--- To be done ---
Reproduce every line of the material below, but drop the pictures.

+++

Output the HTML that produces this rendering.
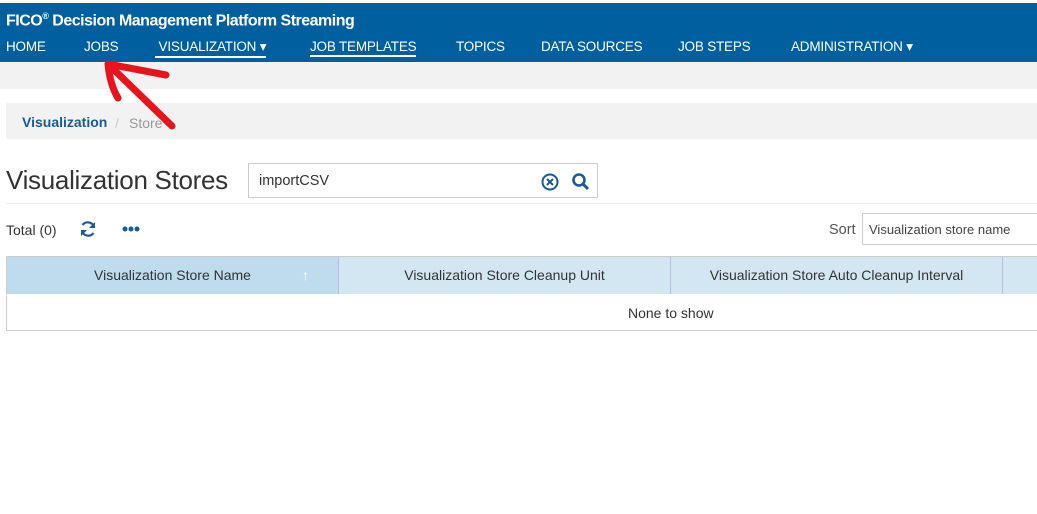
<!DOCTYPE html>
<html><head><style>
*{margin:0;padding:0;box-sizing:border-box}
body{width:1037px;height:514px;overflow:hidden;background:#fff;font-family:"Liberation Sans",Arial,sans-serif;position:relative}
.top{position:absolute;left:0;top:3px;width:1037px;height:59px;background:#005f9e;color:#fff}
.title{position:absolute;left:6px;top:8px;font-size:16px;font-weight:bold;letter-spacing:-0.5px}
.title sup{font-size:9px}
.nav{position:absolute;top:36px;font-size:13.5px;color:#fff;letter-spacing:-0.2px}
.u{border-bottom:2px solid #fff;padding-bottom:1px}
.band{position:absolute;left:0;top:62px;width:1037px;height:27px;background:#f2f2f2}
.bc{position:absolute;left:6px;top:103px;width:1031px;height:36px;background:#f2f2f2;font-size:14px}
.h1{position:absolute;left:6px;top:165px;font-size:26px;color:#333;letter-spacing:-0.3px}
.search{position:absolute;left:248px;top:163px;width:350px;height:35px;border:1px solid #ccc;font-size:14.5px;color:#333;padding:9px 10px}
.hr{position:absolute;left:6px;top:203px;width:1031px;height:1px;background:#eee}
.th{position:absolute;top:257px;height:37px;background:#d3e7f2;font-size:14px;color:#333;text-align:center;line-height:37px;border-right:1px solid #bbd}
</style></head><body>
<div class="top">
<div class="title">FICO<sup>®</sup> Decision Management Platform Streaming</div>
<span class="nav" style="left:6px">HOME</span>
<span class="nav" style="left:84px">JOBS</span>
<span class="nav u" style="left:155px">&nbsp;VISUALIZATION ▾</span>
<span class="nav u" style="left:310px">JOB TEMPLATES</span>
<span class="nav" style="left:456px">TOPICS</span>
<span class="nav" style="left:541px">DATA SOURCES</span>
<span class="nav" style="left:678px">JOB STEPS</span>
<span class="nav" style="left:791px">ADMINISTRATION ▾</span>
</div>
<div class="band"></div>
<div class="bc"><span style="position:absolute;left:16px;top:11px;color:#1a5a96;font-weight:bold">Visualization</span><span style="position:absolute;left:109px;top:12px;color:#ccc">/</span><span style="position:absolute;left:123px;top:12px;color:#999">Store</span></div>
<div class="h1">Visualization Stores</div>
<div class="search">importCSV
<svg style="position:absolute;left:292px;top:9px" width="18" height="18" viewBox="0 0 18 18"><circle cx="9" cy="9" r="7.5" fill="none" stroke="#1a5a96" stroke-width="2"/><path d="M6 6L12 12M12 6L6 12" stroke="#1a5a96" stroke-width="2"/></svg>
<svg style="position:absolute;left:322px;top:8px" width="20" height="20" viewBox="0 0 20 20"><circle cx="8" cy="8" r="5.5" fill="none" stroke="#1a5a96" stroke-width="2.6"/><path d="M12 12L17 17" stroke="#1a5a96" stroke-width="3"/></svg>
</div>
<div class="hr"></div>
<div style="position:absolute;left:6px;top:222px;font-size:14px;color:#333">Total (0)</div>
<svg style="position:absolute;left:79px;top:220px" width="18" height="18" viewBox="0 0 18 18"><path d="M15 7A6.5 6.5 0 0 0 3.5 5M3 11A6.5 6.5 0 0 0 14.5 13" fill="none" stroke="#1a5a96" stroke-width="2.2"/><path d="M16 2v6h-6zM2 16v-6h6z" fill="#1a5a96"/></svg>
<svg style="position:absolute;left:122px;top:226px" width="18" height="6"><circle cx="3" cy="3" r="2.5" fill="#1a5a96"/><circle cx="9" cy="3" r="2.5" fill="#1a5a96"/><circle cx="15" cy="3" r="2.5" fill="#1a5a96"/></svg>
<div style="position:absolute;left:829px;top:222px;font-size:14.5px;color:#555">Sort</div>
<div style="position:absolute;left:862px;top:213px;width:180px;height:32px;border:1px solid #ccc;font-size:13px;color:#444;padding:8px 6px">Visualization store name</div>
<div style="position:absolute;left:6px;top:256px;width:1040px;height:75px;border:1px solid #ccc"></div>
<div class="th" style="left:7px;width:332px;background:#bfdcee">Visualization Store Name<span style="position:absolute;left:295px;color:#fff">↑</span></div>
<div class="th" style="left:339px;width:332px">Visualization Store Cleanup Unit</div>
<div class="th" style="left:671px;width:332px">Visualization Store Auto Cleanup Interval</div>
<div class="th" style="left:1003px;width:40px"></div>
<div style="position:absolute;left:628px;top:305px;font-size:14px;color:#333">None to show</div>
<svg style="position:absolute;left:0;top:0" width="300" height="150"><path d="M172 126L108 64M108 64Q110 85 118 98M108 64Q140 70 166 75" fill="none" stroke="#e8141b" stroke-width="7" stroke-linecap="round"/></svg>
</body></html>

+++

--- Expected answer ---
Output the HTML that produces this rendering.
<!DOCTYPE html>
<html><head><style>
*{margin:0;padding:0;box-sizing:border-box}
body{width:1037px;height:514px;overflow:hidden;background:#fff;font-family:"Liberation Sans",Arial,sans-serif;position:relative}
.top{position:absolute;left:0;top:3px;width:1037px;height:59px;background:#005f9e;color:#fff}
.title{position:absolute;left:6px;top:8px;font-size:16px;font-weight:bold;letter-spacing:-0.5px}
.title sup{font-size:9px}
.nav{position:absolute;top:36px;font-size:13.5px;color:#fff;letter-spacing:-0.2px}
.u{border-bottom:2px solid #fff;padding-bottom:1px}
.band{position:absolute;left:0;top:62px;width:1037px;height:27px;background:#f2f2f2}
.bc{position:absolute;left:6px;top:103px;width:1031px;height:36px;background:#f2f2f2;font-size:14px}
.h1{position:absolute;left:6px;top:165px;font-size:26px;color:#333;letter-spacing:-0.3px}
.search{position:absolute;left:248px;top:163px;width:350px;height:35px;border:1px solid #ccc;font-size:14.5px;color:#333;padding:9px 10px}
.hr{position:absolute;left:6px;top:203px;width:1031px;height:1px;background:#eee}
.th{position:absolute;top:257px;height:37px;background:#d3e7f2;font-size:14px;color:#333;text-align:center;line-height:37px;border-right:1px solid #bbd}
</style></head><body>
<div class="top">
<div class="title">FICO<sup>®</sup> Decision Management Platform Streaming</div>
<span class="nav" style="left:6px">HOME</span>
<span class="nav" style="left:84px">JOBS</span>
<span class="nav u" style="left:155px">&nbsp;VISUALIZATION ▾</span>
<span class="nav u" style="left:310px">JOB TEMPLATES</span>
<span class="nav" style="left:456px">TOPICS</span>
<span class="nav" style="left:541px">DATA SOURCES</span>
<span class="nav" style="left:678px">JOB STEPS</span>
<span class="nav" style="left:791px">ADMINISTRATION ▾</span>
</div>
<div class="band"></div>
<div class="bc"><span style="position:absolute;left:16px;top:11px;color:#1a5a96;font-weight:bold">Visualization</span><span style="position:absolute;left:109px;top:12px;color:#ccc">/</span><span style="position:absolute;left:123px;top:12px;color:#999">Store</span></div>
<div class="h1">Visualization Stores</div>
<div class="search">importCSV
<svg style="position:absolute;left:292px;top:9px" width="18" height="18" viewBox="0 0 18 18"><circle cx="9" cy="9" r="7.5" fill="none" stroke="#1a5a96" stroke-width="2"/><path d="M6 6L12 12M12 6L6 12" stroke="#1a5a96" stroke-width="2"/></svg>
<svg style="position:absolute;left:322px;top:8px" width="20" height="20" viewBox="0 0 20 20"><circle cx="8" cy="8" r="5.5" fill="none" stroke="#1a5a96" stroke-width="2.6"/><path d="M12 12L17 17" stroke="#1a5a96" stroke-width="3"/></svg>
</div>
<div class="hr"></div>
<div style="position:absolute;left:6px;top:222px;font-size:14px;color:#333">Total (0)</div>
<svg style="position:absolute;left:79px;top:220px" width="18" height="18" viewBox="0 0 18 18"><path d="M15 7A6.5 6.5 0 0 0 3.5 5M3 11A6.5 6.5 0 0 0 14.5 13" fill="none" stroke="#1a5a96" stroke-width="2.2"/><path d="M16 2v6h-6zM2 16v-6h6z" fill="#1a5a96"/></svg>
<svg style="position:absolute;left:122px;top:226px" width="18" height="6"><circle cx="3" cy="3" r="2.5" fill="#1a5a96"/><circle cx="9" cy="3" r="2.5" fill="#1a5a96"/><circle cx="15" cy="3" r="2.5" fill="#1a5a96"/></svg>
<div style="position:absolute;left:829px;top:222px;font-size:14.5px;color:#555">Sort</div>
<div style="position:absolute;left:862px;top:213px;width:180px;height:32px;border:1px solid #ccc;font-size:13px;color:#444;padding:8px 6px">Visualization store name</div>
<div style="position:absolute;left:6px;top:256px;width:1040px;height:75px;border:1px solid #ccc"></div>
<div class="th" style="left:7px;width:332px;background:#bfdcee">Visualization Store Name<span style="position:absolute;left:295px;color:#fff">↑</span></div>
<div class="th" style="left:339px;width:332px">Visualization Store Cleanup Unit</div>
<div class="th" style="left:671px;width:332px">Visualization Store Auto Cleanup Interval</div>
<div class="th" style="left:1003px;width:40px"></div>
<div style="position:absolute;left:628px;top:305px;font-size:14px;color:#333">None to show</div>
<svg style="position:absolute;left:0;top:0" width="300" height="150"><path d="M172 126L108 64M108 64Q110 85 118 98M108 64Q140 70 166 75" fill="none" stroke="#e8141b" stroke-width="7" stroke-linecap="round"/></svg>
</body></html>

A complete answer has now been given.